Ungreen in the USA: 5 Things I Hate About America


Image credit: Chelsea Bay - with thanks!

I'll admit to being a little nervous about writing this post. As a foreigner, it's rarely wise to start bashing your host country, especially when you genuinely love it as I do. But having written my expatriate treatise on 5 Green Things I Love About America, I thought I should keep it balanced. Because, believe it or not, America still has some way to go before it can call itself sustainable. (And you thought Obama had fixed it all already...)Before I go too far down this road, I should note that every country has its positives and negatives. If I where an American living in the UK, I could find just as many things to rant about—be it litter, vandalism or a woefully lackluster sense of entrepreneurialism. But I'm not an American in England, I'm an Englishman in North Carolina. And I do think the eyes of an outsider can be useful in casting a critical eye over a culture. I just hope Glenn Beck doesn't know where I live. And if he does, I hope he doesn't have friends in US Customs and Immigration.

So here goes. My top 5 un-green things that drive me crazy about The States.
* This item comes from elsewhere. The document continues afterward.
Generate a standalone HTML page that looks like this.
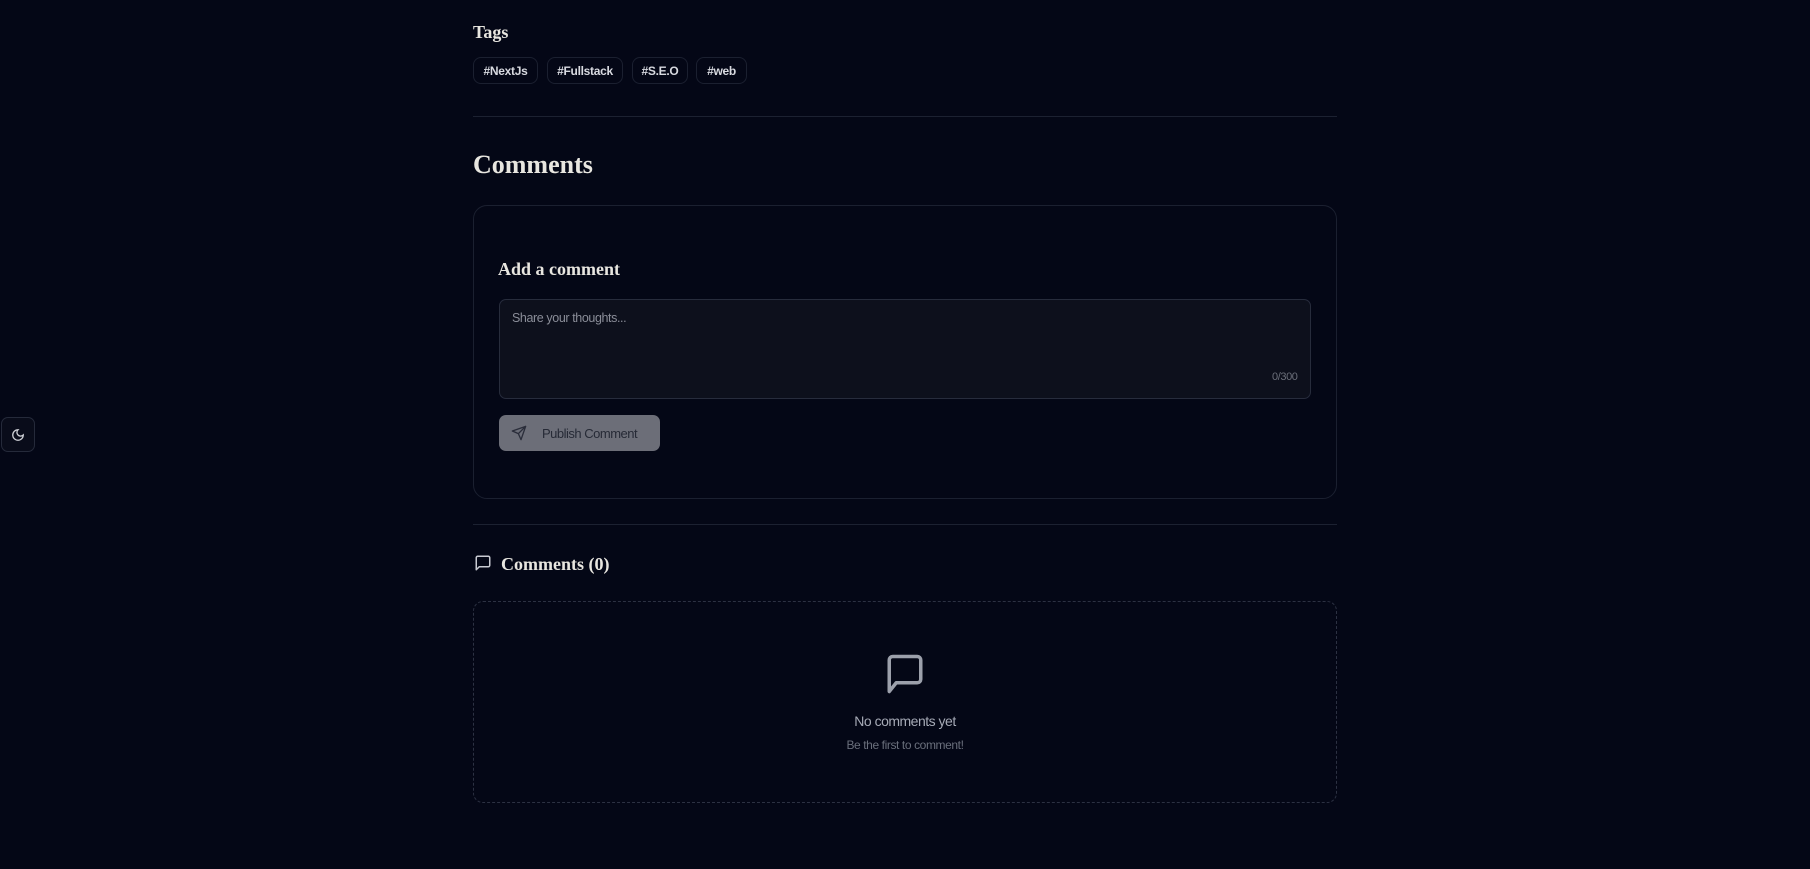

Dependence on the Motor Car
It's an obvious one, but critical. I've always been amazed at how hard it is to get around this country if you don't drive. Sure, there are planes and buses for the long trips, and there are individual cities that are reinventing mobility, from New York City's new bike lanes to Portland's low car diet, but this country needs a national overhaul of transit. And it needs it fast. Of course, Obama's plans for massive high speed rail upgrades will help, but they are still a drop in the ocean if the US is ever to have a transportation system to match much of the rest of the world. And contrary to what the wingnuts will tell you, this isn't all about global warming or saving the polar bears either. Once oil starts running low, and gas prices start rising, this country could find itself in serious crisis. It's time to start planning for an America without oil. It's going to be a pretty different looking place.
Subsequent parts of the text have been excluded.